Ich war damals sogar selbst dabei, weil ich Theo extra in den Kindergarten für diesen Test gebracht hatte, obwohl er etwas Fieber hatte. Aber die Erziehrinnen haben eben gefragt, ob ich ihn eben nicht doch bringen kann und ob es irgendwie geht, weil es sonst ewig dauern kann bis wir das wiederholen können… usw. Theo ging es soweit gut und er hatte gesagt er will es probieren.

Ab ins SPZ mit ihm

Die Erzieherinnen konnten das wieder nicht nachvollziehen, dass die Dame keine Ergotherapie empfiehlt. Dann meinten sie „okay dann müssen wir das ganze über dieses SPZ laufen lassen“. Den Termin dort bekam ich erst im August. Als es dann um die Schulanmeldungen ging haben wir alle beschlossen, dass Theo eben zurückgestellt wird und eben noch Zeit braucht.
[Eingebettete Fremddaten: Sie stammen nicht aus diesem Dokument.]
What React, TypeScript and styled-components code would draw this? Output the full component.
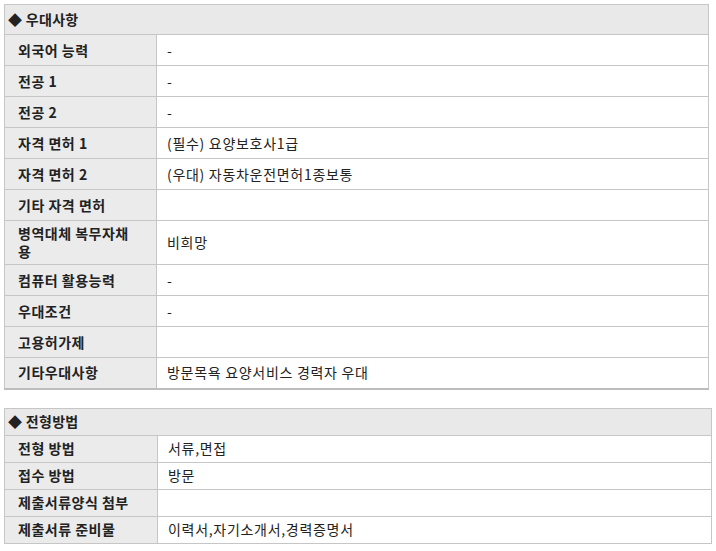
import React from "react";
import styled, { createGlobalStyle } from "styled-components";

type Row = { label: string; value: string };

const preferRows: Row[] = [
  { label: "외국어 능력", value: "-" },
  { label: "전공 1", value: "-" },
  { label: "전공 2", value: "-" },
  { label: "자격 면허 1", value: "(필수) 요양보호사1급" },
  { label: "자격 면허 2", value: "(우대) 자동차운전면허1종보통" },
  { label: "기타 자격 면허", value: "" },
  { label: "병역대체 복무자채용", value: "비희망" },
  { label: "컴퓨터 활용능력", value: "-" },
  { label: "우대조건", value: "-" },
  { label: "고용허가제", value: "" },
  { label: "기타우대사항", value: "방문목욕 요양서비스 경력자 우대" },
];

const screenRows: Row[] = [
  { label: "전형 방법", value: "서류,면접" },
  { label: "접수 방법", value: "방문" },
  { label: "제출서류양식 첨부", value: "" },
  { label: "제출서류 준비물", value: "이력서,자기소개서,경력증명서" },
];

const GlobalStyle = createGlobalStyle`
  body {
    margin: 0;
    padding: 4px;
    background: #fff;
    font-family: "Noto Sans CJK KR", "Noto Sans", sans-serif;
    font-size: 14px;
    color: #222;
  }
`;

const Page = styled.div`
  display: flex;
  flex-direction: column;
  gap: 18px;
`;

const Table = styled.table<{ $width: number; $thickBottom?: boolean }>`
  width: ${(p) => p.$width}px;
  border-collapse: collapse;
  table-layout: fixed;
  border: 1px solid #c6c6c6;
  border-bottom: ${(p) => (p.$thickBottom ? "2px solid #bdbdbd" : "1px solid #c6c6c6")};
`;

const HeadCell = styled.th<{ $h: number }>`
  height: ${(p) => p.$h}px;
  padding: 0 3px 1px;
  background: #e9e9e9;
  border-bottom: 1px solid #c6c6c6;
  text-align: left;
  font-weight: 700;
  font-size: 14px;
  letter-spacing: 0.3px;
  line-height: 18px;
  box-sizing: border-box;
`;

const Label = styled.th<{ $h: number }>`
  height: ${(p) => p.$h}px;
  padding: 3px 20px 4px 13px;
  background: #ebebeb;
  border: 1px solid #c6c6c6;
  border-left: none;
  text-align: left;
  font-weight: 700;
  font-size: 14px;
  letter-spacing: 0.5px;
  line-height: 18px;
  box-sizing: border-box;
`;

const Value = styled.td<{ $h: number }>`
  height: ${(p) => p.$h}px;
  padding: 3px 10px 4px;
  background: #fff;
  border-bottom: 1px solid #c6c6c6;
  font-size: 14px;
  letter-spacing: 0.7px;
  line-height: 18px;
  box-sizing: border-box;
`;

type SectionProps = {
  title: string;
  rows: Row[];
  width: number;
  labelWidth: number;
  headH: number;
  rowH: number;
  thickBottom?: boolean;
};

const Section = ({ title, rows, width, labelWidth, headH, rowH, thickBottom }: SectionProps) => (
  <Table $width={width} $thickBottom={thickBottom}>
    <colgroup>
      <col style={{ width: labelWidth }} />
      <col />
    </colgroup>
    <thead>
      <tr>
        <HeadCell colSpan={2} $h={headH}>
          ◆ {title}
        </HeadCell>
      </tr>
    </thead>
    <tbody>
      {rows.map((r, i) => (
        <tr key={i}>
          <Label $h={rowH}>{r.label}</Label>
          <Value $h={rowH}>{r.value}</Value>
        </tr>
      ))}
    </tbody>
  </Table>
);

const App = () => (
  <>
    <GlobalStyle />
    <Page>
      <Section
        title="우대사항"
        rows={preferRows}
        width={705}
        labelWidth={152}
        headH={30}
        rowH={31}
        thickBottom
      />
      <Section
        title="전형방법"
        rows={screenRows}
        width={708}
        labelWidth={153}
        headH={27}
        rowH={27}
      />
    </Page>
  </>
);

export default App;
Dann wurde Theo mit 5,3 Jahren endlich zum Großen Bruder befördert. Die Schwangerschaft war sehr anstrengend und ich musste viel liegen. Ich war sehr froh, dass Theo täglich zu Oma und Opa gehen konnte, die direkt nebenan wohnen. Und, wenn er Zuhause war hat er mit mir seine geliebten Dinofilme geschaut oder er hat sich alleine beschäftigt. Da ich eben liegen musste.